Since I didn’t succeed to take a picture of a raven, instead I have photographed an orange.
Last week I talked about the liar’s paradox and the Sorites’ paradox. Paradoxes are self-contradictory reasonings, for short. They have to be distinguished from fallacies, which are invalid or otherwise faulty reasonings that often seem correct (or to some they do) and therefore deceive the mind. I have talked about paradoxes and fallacies in my blogs before.
Paradoxes seem unsolvable but once they have been solved they appear to be fallacies. An example of a paradox that became a fallacy is Zeno’s paradox about Achilles and the tortoise. (Zeno of Elea lived from 490-430 BC) Achilles and the tortoise are in a footrace and the tortoise starts, say, 100 metres ahead of Achilles. Then, so Zeno, Achilles cannot outrun the tortoise, for when he has done 50 metres, the tortoise has done, say, 5 metres in the same time, and when Achilles has done half the distance to the tortoise that then remains, the tortoise has advanced again, and so each time that Achilles has done half the distance separating him from the tortoise, the latter has moved forward again, etc. Only in modern times this paradox could be solved, which made it a fallacy. The flaw in the reasoning is that Zeno does as if the time doesn’t move on.
When browsing on the Internet for more paradoxes, I came upon one that is interesting from a methodological point of view, namely Carl G. Hempel’s Raven Paradox, which he expounded originally in an essay published in 1945 (republished in 1965; see footnote). Hempel himself calls it the “confirmation paradox”, and just this name shows why it is interesting, for Hempel’s idea is that we must try to find confirming evidence for our hypotheses, which brought him into conflict with Karl R. Popper, who says that we must try to falsify hypotheses (and must formulate them that way, that this is possible). I’ll quote the paradox not from Hempel’s essay, but from a website that explains it without the logical notation used by Hempel:
“[T]he Raven Paradox begins with the apparently straightforward and entirely true statement that ‘all ravens are black.’ This is matched by a ‘logically contrapositive’ (i.e. negative and contradictory) statement that ‘everything that is not black is not a raven’—which, despite seeming like a fairly unnecessary point to make, is also true given that we know ‘all ravens are black.’ Hempel argues that whenever we see a black raven, this provides evidence to support the first statement. But by extension, whenever we see anything that is not black [and not a raven; HbdW], like an apple, this too must be taken as evidence supporting the second statement—after all, an apple is not black, and nor is it a raven.” (http://mentalfloss.com/article/59040/10-mind-boggling-paradoxes)
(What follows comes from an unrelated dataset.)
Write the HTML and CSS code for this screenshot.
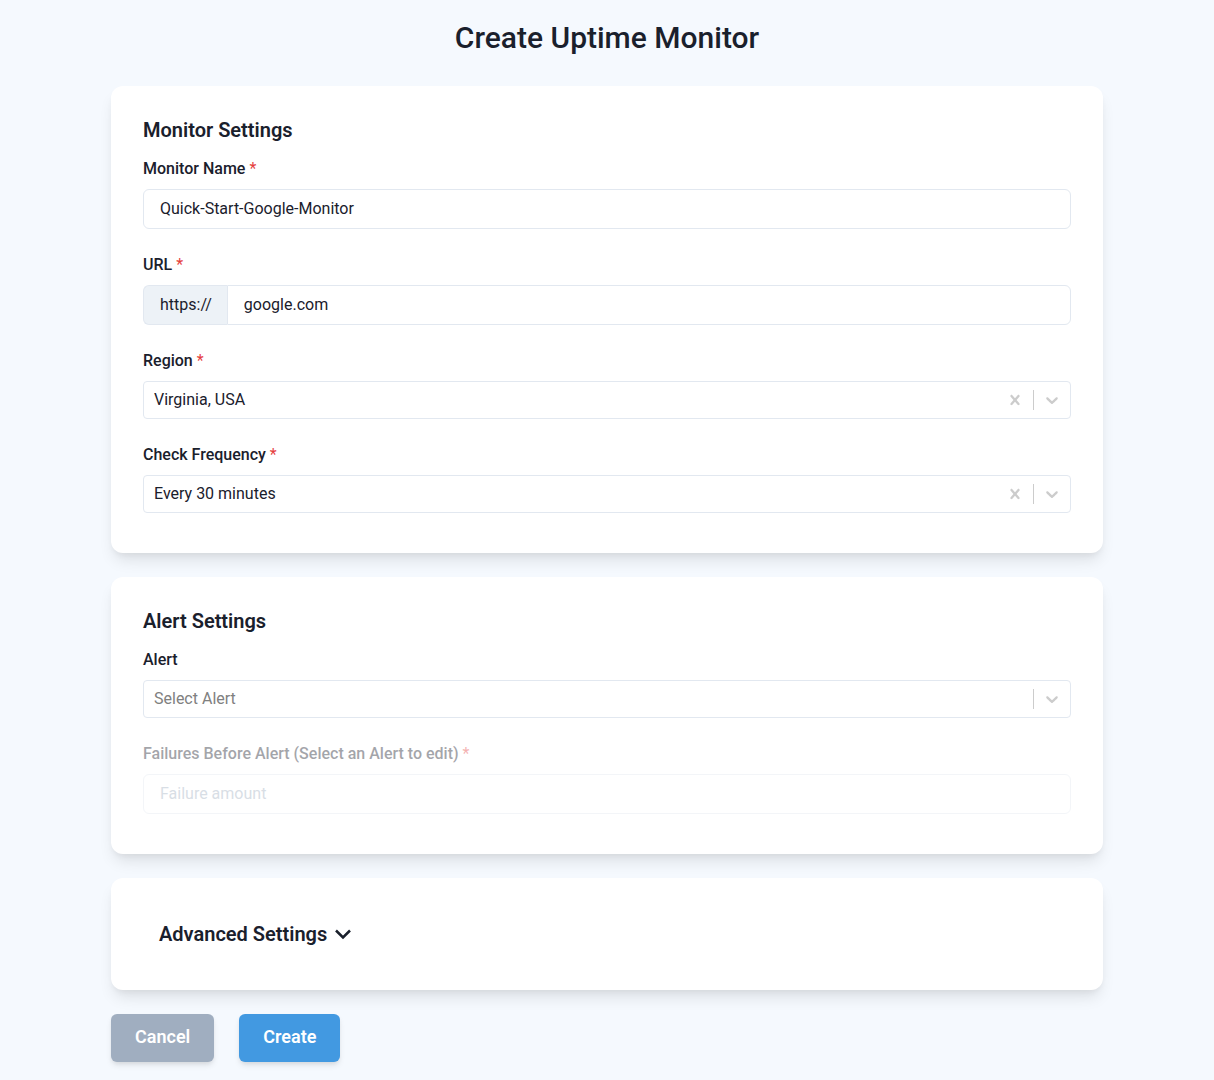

So, the evidence that apples are not black while ravens are so by hypothesis seems to confirm that ravens are black, indeed.
In 1967, the British mathematician Jack Good wiped the floor with the Raven Paradox. I haven’t read his article, but only a short version of his argumentation. However, already immediately after I had read Hempel’s reasoning it seemed counterintuitive to me and with right, for it’s not correct: There is simply no relation between the colour of apples and the colour of ravens and between apples and ravens, so what could apples tell about ravens? Whether apples are red, white, yellow or black, it’s quite well possible that there are white ravens, and the colour of apples cannot confirm or disconfirm the existence of this variety of ravens. The Raven Paradox is simply a fallacy.
Talking about fallacies, what the author of the website just quoted, Paul Anthony Jones, probably didn’t realize is that also his explanation of the Raven Paradox contains a fallacy (or to say it more friendly: it’s not correct). For immediately after the passage I quoted he goes on:
“The paradox here is that Hempel has apparently proved that seeing an apple provides us with evidence, no matter how unrelated it may seem, that ravens are black. It’s the equivalent of saying that you live in New York is evidence that you don’t live in L.A., or that saying you are 30 years old is evidence that you are not 29.”
The first sentence of the quotation is okay, and that’s what the Raven Paradox mistakenly says. However, Hempel’s reasoning is not the equivalent of the two examples that follow then, for there is a relation between living in New York and living in LA in this case, and there is a relation between being 29 or 30 years old, and this relation is you. You can live in only one place, which can be described by its geographical coordinates. When those coordinates are those of NY, they are simply different from those that belong to LA, although this doesn’t say something, of course, about what the coordinates of LA are and whether or how they relate to the coordinates of NY. In the same way, the fact that your age is 30 years old does say that you are not 29, for your age is a measurement on a time scale and just like that you cannot be at two places at the same time, you cannot have two ages (and, by the way, there is a relation between 29 and 30 years as such, namely that they indicate points on the same time scale).
The upshot is that one must not compare apples with oranges, not to speak of apples and ravens.